Palm oil plantation in Java. (flickr/a_rabin)
Seventh Generation, one of the country's top makers of home cleaning and natural paper products, has announced a commitment to obtain 100% of the palm oil used throughout its product lines from certified sustainable sources by 2012.
According to one estimate, as many as half of the products in a U.S. grocery store contains palm oil. Because it is found in such a wide array of products — from foods and drugs to personal care items and detergents — U.S. consumption of palm oil has tripled from 324,000 tons in 2005 to 1 million tons today. But Palm oil production has come under increasing scrutiny in the last few years because of the widespread practice of clear-cutting rainforests to plant oil palm crops. The large monocrop plantations in Southeast Asia and South America fouling watersheds and driving people and animals from their land.
A report published by the United Nations Environment Programme (UNEP) in 2007 acknowledges that palm oil plantations are now the leading cause of rainforest destruction in Malaysia and Indonesia.

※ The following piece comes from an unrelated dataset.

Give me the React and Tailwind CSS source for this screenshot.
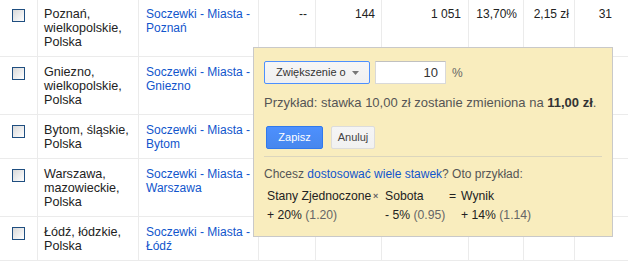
import React from 'react'

const rows = [
  { loc: 'Poznań, wielkopolskie, Polska', city: 'Poznań', vals: ['--', '144', '1\u00a0051', '13,70%', '2,15 zł', '31'] },
  { loc: 'Gniezno, wielkopolskie, Polska', city: 'Gniezno' },
  { loc: 'Bytom, śląskie, Polska', city: 'Bytom' },
  { loc: 'Warszawa, mazowieckie, Polska', city: 'Warszawa' },
  { loc: 'Łódź, łódzkie, Polska', city: 'Łódź' },
]

const numPad = ['pr-[8px]', 'pr-[6px]', 'pr-[7px]', 'pr-[6px]', 'pr-[5px]', 'pr-[16px]']

function Row({ row, first }) {
  const pad = first ? 'pt-[7px] pb-[7px]' : 'pt-[8px] pb-[7px]'
  const cell = `border-b border-[#ebebeb] ${pad}`
  const vals = row.vals || ['', '', '', '', '', '']
  return (
    <div className="grid grid-cols-[38px_101px_120px_57px_66px_87px_55px_51px_53px] leading-[14px]">
      <div className={`${cell} border-r flex justify-center`}>
        <span className="mt-[2px] block w-[13px] h-[13px] border border-[#1f4e80] bg-gradient-to-br from-[#d9d9d9] to-white" />
      </div>
      <div className={`${cell} border-r pl-[6px] pr-[2px] text-[12.6px] text-[#222]`}>{row.loc}</div>
      <div className={`${cell} border-r pl-[7px] pr-[2px] text-[12px] text-[#15c]`}>
        Soczewki - Miasta - {row.city}
      </div>
      {vals.map((v, i) => (
        <div
          key={i}
          className={`${cell} ${i < 5 ? 'border-r' : ''} ${numPad[i]} text-right text-[12px] text-[#222] whitespace-nowrap`}
        >
          {v}
        </div>
      ))}
    </div>
  )
}

function BidPopup() {
  return (
    <div className="absolute left-[253px] top-[47px] w-[360px] border border-[#c9c9c9] bg-[#f9edbe] pt-[13px] px-[10px] pb-[11px]">
      <div className="flex items-center h-[23px]">
        <button className="flex items-center h-[23px] w-[106px] border border-[#4d90fe] rounded-[2px] bg-gradient-to-b from-[#f6f6f6] to-[#f0f0f0] pl-[11px] text-[11px] text-[#333]">
          Zwiększenie o
          <svg className="ml-[6px]" width="7" height="4" viewBox="0 0 7 4">
            <path d="M0 0h7L3.5 4z" fill="#777" />
          </svg>
        </button>
        <div className="ml-[5px] h-[23px] w-[71px] border border-[#d9d9d9] border-t-[#c0c0c0] bg-white text-right pr-[7px] text-[13px] leading-[21px] text-[#333]">
          10
        </div>
        <span className="ml-[6px] text-[12px] text-[#666]">%</span>
      </div>

      <p className="mt-[11px] text-[13px] leading-[16px] text-[#555]">
        Przykład: stawka 10,00 zł zostanie zmieniona na <b className="text-[#333]">11,00 zł</b>.
      </p>

      <div className="mt-[15px] ml-[2px] flex gap-[8px]">
        <button className="h-[23px] w-[57px] rounded-[2px] border border-[#3079ed] bg-gradient-to-b from-[#4d90fe] to-[#4787ed] text-[11px] text-white">
          Zapisz
        </button>
        <button className="h-[23px] w-[44px] rounded-[2px] border border-[#dcdcdc] bg-gradient-to-b from-[#f5f5f5] to-[#f1f1f1] text-[11px] text-[#444]">
          Anuluj
        </button>
      </div>

      <div className="mt-[7px] h-px bg-[#dcd6bd]" />

      <p className="mt-[10px] text-[12px] leading-[15px] text-[#555]">
        Chcesz <a className="text-[#15c]">dostosować wiele stawek</a>? Oto przykład:
      </p>

      <div className="mt-[5px] ml-[3px] grid grid-cols-[106px_12px_64px_12px_auto] text-[12.2px] leading-[19px] text-[#222]">
        <span className="whitespace-nowrap">Stany Zjednoczone</span>
        <span className="text-[9px] font-bold text-[#666]">×</span>
        <span>Sobota</span>
        <span>=</span>
        <span>Wynik</span>
        <span>
          + 20% <span className="text-[#666]">(1.20)</span>
        </span>
        <span />
        <span className="whitespace-nowrap">
          - 5% <span className="text-[#666]">(0.95)</span>
        </span>
        <span />
        <span className="whitespace-nowrap">
          + 14% <span className="text-[#666]">(1.14)</span>
        </span>
      </div>
    </div>
  )
}

export default function App() {
  return (
    <div className="relative w-[628px] h-[261px] overflow-hidden bg-white font-['Liberation_Sans',Arial,sans-serif]">
      {rows.map((r, i) => (
        <Row key={i} row={r} first={i === 0} />
      ))}
      <BidPopup />
    </div>
  )
}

The "problem" that is the central driver in this global turn to palm oil cultivation and production is that it's too damn efficient. Palm oil is the world’s most productive oil seed. And added pressure is coming from a biofuel push. On average, biofuel crops grown in the tropics yield five times more energy as those grown in temperate zones. But even though clearing forests for palm oil biofuels has a net-negative impact on the climate, the practice is picking up steam because of the speed at which the plant grows.

Oil Drum/Mongabay
Palm oil isn't only found in the nasties, it's found in the good stuff too. Palm oil is a key ingredient in the plant-based surfactants used by natural cleaning product maker, Seventh Generation. Hence the move by the company to try and source their product sustainably.
Seventh Generation's new program will identify responsibly managed palm oil sources. Once certified by the Roundtable on Sustainable Palm Oil, the company will transition all its purchasing to these new suppliers and create "100% traceable, environmentally benign palm oil supply chain."
Seventh Generation began altering its patterns of palm oil sourcing in early 2009 when it became the first company among its peers in North America to purchase sustainable palm kernel oil certification credits to offset use of the ingredient in the company's products. By purchasing the credits, Seventh Generation is paying a premium to palm kernel oil producers that use more environmentally responsible practices to produce and harvest palm kernel oil.
But some argue that there is still no system that can effectively trace palm oil beyond the processor to the plantation level, therefore, there really is no such thing as a truly sustainable palm oil. The UK recently took that very position by banning a new advertising campaign from the Malaysian Palm Oil Council that made several dubious claims about the sustainability of their oil and touted it as "the green answer".
Other holdouts, like Rainforest Action Network, are actively educating consumers about the environmental costs of palm oil production and enlisting their help in educating other consumers by stickering products in stores that contain palm oil.